Weekly media wrap - 24 November 2018

A new report from Amnesty International and the Refugee Council of Australia revealed the dire mental and physical conditions of the asylum seekers who remain on Manus Island, and that acts of self-harm and suicide attempts have worsened. The report criticises the restricted and understaffed heath and counselling services and the lack of protection for the more than 600 asylum seeker men still on the Island. Since August 2017, there have been three suicides and many more incidences of self-harm and attempted suicide.

The Australian Government stated that it will not sign the United Nation’s migration pact (the Global Compact), claiming it may threaten border protection and risk Australia’s efforts to stop people-smuggling. The USA and several European countries have also rejected the pact, stating that it would weaken border security and undermine existing immigration programs. The Global Compact’s aim is to improve international cooperation on migration and to allow safe, orderly and regular migration.

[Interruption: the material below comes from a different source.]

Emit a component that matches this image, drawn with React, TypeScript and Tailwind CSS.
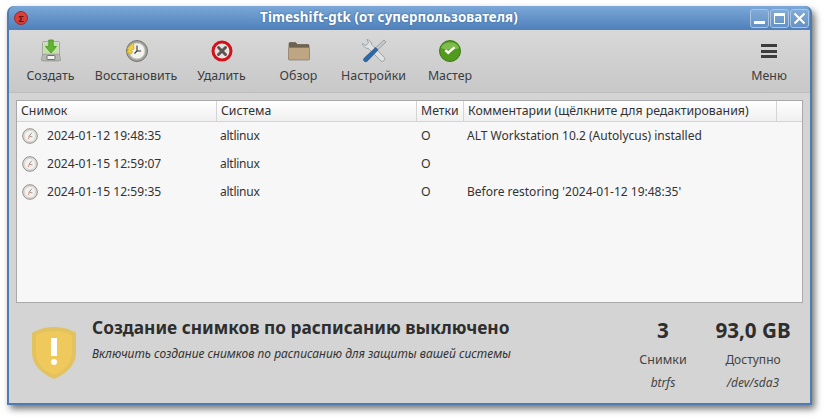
const font = { fontFamily: '"Noto Sans", "Open Sans", sans-serif' };

function CreateIcon() {
  return (
    <svg width="24" height="24" viewBox="0 0 24 24">
      <path d="M4 2.500h16l.5 1V21a1 1 0 0 1-1 1h-15a1 1 0 0 1-1-1V3.500z" fill="#d9dcd6" stroke="#a4a8a0" />
      <rect x="4.500" y="4" width="15" height="10" fill="#c3e0a6" />
      <path d="M2.500 19 4 15h16l1.500 4v2.500h-19z" fill="#b5b8b2" stroke="#8e918c" strokeWidth=".6" />
      <rect x="8" y="16.500" width="8" height="4" rx=".6" fill="#f1f1ef" stroke="#6f716d" />
      <path d="M9.800 1h4.400v6.500h3.300L12 14 6.500 7.500h3.300z" fill="#62b531" stroke="#3d8a1c" strokeWidth=".7" />
    </svg>
  );
}

function RestoreIcon() {
  return (
    <svg width="24" height="24" viewBox="0 0 24 24">
      <circle cx="13" cy="12" r="10.500" fill="#a3a39c" stroke="#77776f" />
      <circle cx="13" cy="12" r="8" fill="#f2f2ee" stroke="#c8c8c2" />
      <path d="M13 6.500V12l-2.500 2.500M13 12h4" fill="none" stroke="#333" strokeWidth="1.100" />
      <path d="M9.500 3.500 3 9.500l1.500 1-1.800 3 4.800 1.500 1-2.500-1.500-1 3-1.500z" fill="#eecf45" stroke="#c8a31e" strokeWidth=".7" />
    </svg>
  );
}

function DeleteIcon() {
  return (
    <svg width="24" height="24" viewBox="0 0 24 24">
      <circle cx="12" cy="12" r="9" fill="#e7e3e0" stroke="#d4101a" strokeWidth="3" />
      <path d="m8.500 8.500 7 7M15.500 8.500l-7 7" stroke="#5f5452" strokeWidth="3" strokeLinecap="round" />
    </svg>
  );
}

function FolderIcon() {
  return (
    <svg width="24" height="24" viewBox="0 0 24 24">
      <path d="M2 4.500a1 1 0 0 1 1-1h5.500l2 2H21a1 1 0 0 1 1 1V9H2z" fill="#6f6350" stroke="#5c5242" strokeWidth=".6" />
      <path d="M1.500 9.500a1 1 0 0 1 1-1h19a1 1 0 0 1 1 1V20a1 1 0 0 1-1 1h-19a1 1 0 0 1-1-1z" fill="#bda681" stroke="#85765e" strokeWidth=".7" />
    </svg>
  );
}

function SettingsIcon() {
  return (
    <svg width="26" height="26" viewBox="0 0 26 26">
      <path d="M6 1.500c2.500.5 4.500 2.500 4.500 5l1 1L23.500 19.500c1 2.500-1 4.500-3.500 3.500L8.500 11.500 7 10.500c-2.500 0-5-2-5.500-5L4.800 7.500 7.500 5z" fill="#dfe2e3" stroke="#8f9598" strokeWidth=".8" />
      <path d="M23 2 25 4l-8 7.500-2-2z" fill="#c6cacc" stroke="#858b8e" strokeWidth=".7" />
      <path d="M14.500 9.500l2.500 2.500L7 22.500c-1.200 1.500-3.300 1.500-4 .5-.8-1-.5-2.200.5-3.200z" fill="#2d69a8" stroke="#224f7e" strokeWidth=".6" />
    </svg>
  );
}

function WizardIcon() {
  return (
    <svg width="24" height="24" viewBox="0 0 24 24">
      <circle cx="12" cy="12" r="10.500" fill="#519a1d" stroke="#3d7c15" />
      <path d="M3 9a9.500 8 0 0 1 18 0c-4 2-14 2-18 0z" fill="#8cc45a" opacity=".8" />
      <path d="m6.500 12 3.800 3.500 7-6.500-1.500-1.500-5.500 4.500-2.200-1.800z" fill="#fff" />
    </svg>
  );
}

function ClockIcon() {
  return (
    <svg width="16" height="16" viewBox="0 0 16 16">
      <circle cx="8" cy="8" r="7.300" fill="#e2e1de" stroke="#8f8d88" />
      <circle cx="8" cy="8" r="5.600" fill="#f3f2f0" stroke="#cfcdc9" strokeWidth=".6" />
      <path d="M9.800 4.800 7.200 8l3.300 1" fill="none" stroke="#8a8580" strokeWidth=".8" />
      <path d="M7.200 8 6.500 11" stroke="#d9705a" strokeWidth=".8" />
    </svg>
  );
}

function ShieldIcon() {
  return (
    <svg width="44" height="52" viewBox="0 0 44 52">
      <path d="M22 0c8 0 16 2 22 6v20c0 12-10 21-22 26C10 47 0 38 0 26V6C6 2 14 0 22 0z" fill="#e3c35f" />
      <path d="M22 4c7 0 13 1.500 18 4.500V26c0 10-8 18-18 22C12 44 4 36 4 26V8.500C9 5.500 15 4 22 4z" fill="#efc95c" />
      <rect x="19" y="11" width="6" height="18" fill="#fff" />
      <circle cx="22" cy="35" r="3" fill="#fff" />
    </svg>
  );
}

function WindowLogo() {
  return (
    <div className="w-[14px] h-[14px] rounded-full bg-[#d9403a] border border-[#9c2b28] flex items-center justify-center text-[9px] leading-none font-bold text-[#5d1512]">
      Σ
    </div>
  );
}

const tools = [
  { label: "Создать", icon: <CreateIcon />, w: "w-[69px]" },
  { label: "Восстановить", icon: <RestoreIcon />, w: "w-[102px]" },
  { label: "Удалить", icon: <DeleteIcon />, w: "w-[69px]" },
  { label: "Обзор", icon: <FolderIcon />, w: "w-[85px]" },
  { label: "Настройки", icon: <SettingsIcon />, w: "w-[65px]" },
  { label: "Мастер", icon: <WizardIcon />, w: "w-[88px]" },
];

const rows = [
  { date: "2024-01-12 19:48:35", sys: "altlinux", tag: "O", comment: "ALT Workstation 10.2 (Autolycus) installed" },
  { date: "2024-01-15 12:59:07", sys: "altlinux", tag: "O", comment: "" },
  { date: "2024-01-15 12:59:35", sys: "altlinux", tag: "O", comment: "Before restoring '2024-01-12 19:48:35'" },
];

export default function App() {
  return (
    <div className="w-[826px] h-[420px] bg-white overflow-hidden pt-[6px] pl-[7px]" style={font}>
      <div className="w-[805px] h-[399px] flex flex-col rounded-t-[7px] bg-[#4c7cb4] p-[2px] pt-0 shadow-[3px_4px_7px_rgba(0,0,0,0.55)]">
        {/* Titlebar */}
        <div className="h-[24px] shrink-0 flex items-center justify-between bg-gradient-to-b from-[#7ba8d8] to-[#4e80ba] rounded-t-[6px] pl-[5px] pr-[1px]">
          <WindowLogo />
          <div className="flex-1 text-center text-white font-bold text-[13.300px] leading-none tracking-[0.1px] [text-shadow:0_0_2px_#2f5a8c]">
            Timeshift-gtk (от суперпользователя)
          </div>
          <div className="flex gap-[1px]">
            <div className="w-[19px] h-[19px] rounded-[3px] border border-[#a8c5e4] bg-white/10 flex items-end justify-center pb-[3px]">
              <div className="w-[11px] h-[3px] bg-white" />
            </div>
            <div className="w-[19px] h-[19px] rounded-[3px] border border-[#a8c5e4] bg-white/10 flex items-center justify-center">
              <div className="w-[11px] h-[11px] border border-white border-t-[3px]" />
            </div>
            <div className="w-[19px] h-[19px] rounded-[3px] border border-[#a8c5e4] bg-white/10 flex items-center justify-center">
              <svg width="13" height="13" viewBox="0 0 13 13">
                <path d="m1.500 1.500 10 10M11.500 1.500l-10 10" stroke="#fff" strokeWidth="2" />
              </svg>
            </div>
          </div>
        </div>
        <div className="flex-1 flex flex-col bg-[#d4d4d4] min-h-0">
          {/* Toolbar */}
          <div className="h-[63px] shrink-0 flex items-start justify-between pt-[9px] pl-[7px] pr-[15px] bg-gradient-to-b from-[#d8d8d8] to-[#c8c8c8] border-b border-[#bdbdbd]">
            <div className="flex">
              {tools.map((t) => (
                <div key={t.label} className={`${t.w} shrink-0 flex flex-col items-center`}>
                  <div className="h-[24px] flex items-center justify-center">{t.icon}</div>
                  <div className="mt-[4px] text-[12.400px] leading-[18px] text-[#3c3c3c] whitespace-nowrap">{t.label}</div>
                </div>
              ))}
            </div>
            <div className="w-[52px] flex flex-col items-center">
              <div className="h-[24px] flex flex-col gap-[2.500px] justify-center">
                <div className="w-[16px] h-[3px] bg-[#3c3c3c]" />
                <div className="w-[16px] h-[3px] bg-[#3c3c3c]" />
                <div className="w-[16px] h-[3px] bg-[#3c3c3c]" />
              </div>
              <div className="mt-[4px] text-[12.400px] leading-[18px] text-[#3c3c3c]">Меню</div>
            </div>
          </div>
          {/* Snapshot table */}
          <div className="mx-[7px] mt-[7px] h-[203px] shrink-0 bg-[#f7f7f7] border border-[#a9a9a9] flex flex-col text-[12.300px] text-[#333]">
            <div className="h-[21px] shrink-0 flex bg-gradient-to-b from-white to-[#f0f0f0] border-b border-[#d4d4d4] leading-[20px]">
              <div className="w-[200px] pl-[4px] border-r border-[#d4d4d4]">Снимок</div>
              <div className="w-[200px] pl-[4px] border-r border-[#d4d4d4]">Система</div>
              <div className="w-[47px] pl-[4px] border-r border-[#d4d4d4]">Метки</div>
              <div className="w-[313px] pl-[4px] border-r border-[#d4d4d4] whitespace-nowrap">Комментарии (щёлкните для редактирования)</div>
            </div>
            <div>
              {rows.map((r) => (
                <div key={r.date} className="h-[28px] flex items-center">
                  <div className="w-[200px] flex items-center pl-[5px] gap-[9px]">
                    <ClockIcon />
                    <span className="whitespace-nowrap text-[12.100px]">{r.date}</span>
                  </div>
                  <div className="w-[200px] pl-[3px] text-[12px] tracking-[-0.25px]">{r.sys}</div>
                  <div className="w-[47px] pl-[4px]">{r.tag}</div>
                  <div className="pl-[3px] whitespace-nowrap text-[12px]">{r.comment}</div>
                </div>
              ))}
            </div>
          </div>
          {/* Status */}
          <div className="flex-1 flex items-start pl-[23px] pr-[17px] pt-[13px] text-[#2e2e2e]">
            <div className="mt-[11px] shrink-0"><ShieldIcon /></div>
            <div className="ml-[16px] flex-1">
              <div className="text-[17.300px] font-bold leading-[24px] whitespace-nowrap">Создание снимков по расписанию выключено</div>
              <div className="mt-[6px] text-[12px] italic leading-[16px] whitespace-nowrap text-[#333]">Включить создание снимков по расписанию для защиты вашей системы</div>
            </div>
            <div className="w-[48px] pt-[2px] flex flex-col items-center">
              <div className="text-[20.600px] font-bold leading-[24px]">3</div>
              <div className="mt-[9px] text-[12.500px] leading-[18px] text-[#444]">Снимки</div>
              <div className="mt-[5px] text-[12px] italic leading-[18px] text-[#444]">btrfs</div>
            </div>
            <div className="w-[80px] ml-[26px] pt-[2px] flex flex-col items-center">
              <div className="text-[20.600px] font-bold leading-[24px] whitespace-nowrap">93,0 GB</div>
              <div className="mt-[9px] text-[12px] leading-[18px] text-[#444]">Доступно</div>
              <div className="mt-[5px] text-[12px] italic leading-[18px] text-[#444]">/dev/sda3</div>
            </div>
          </div>
        </div>
      </div>
    </div>
  );
}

Teachers across many major Australian cities took part in rallies against offshore detention. The teachers, backed by several major unions to leave their classrooms and attend the rallies, called for asylum seekers and refugees, particularly children, to be released from detention on Manus Island and Nauru. The rallies coincided with Universal Children’s Day. This week five more children were evacuated from Nauru.

Anne Richard, the former US assistant secretary of state for population, refugees and migration, stated that the USA was of the understanding that Australia would do more to assist refugees from outside its region, particularly from Central America, in exchange for the USA resettling refugees from Nauru and Manus Island.

New Zealand’s Foreign Minister expressed his concern that New Zealand’s offer to take refugees currently on Manus Island and Nauru may include a potential element to ban them from travelling to Australia. This follows Australian Prime Minister Scott Morrison’s recent statement that he may be more open to a deal with New Zealand if it prescribed that the refugees would be banned from ever coming to Australia.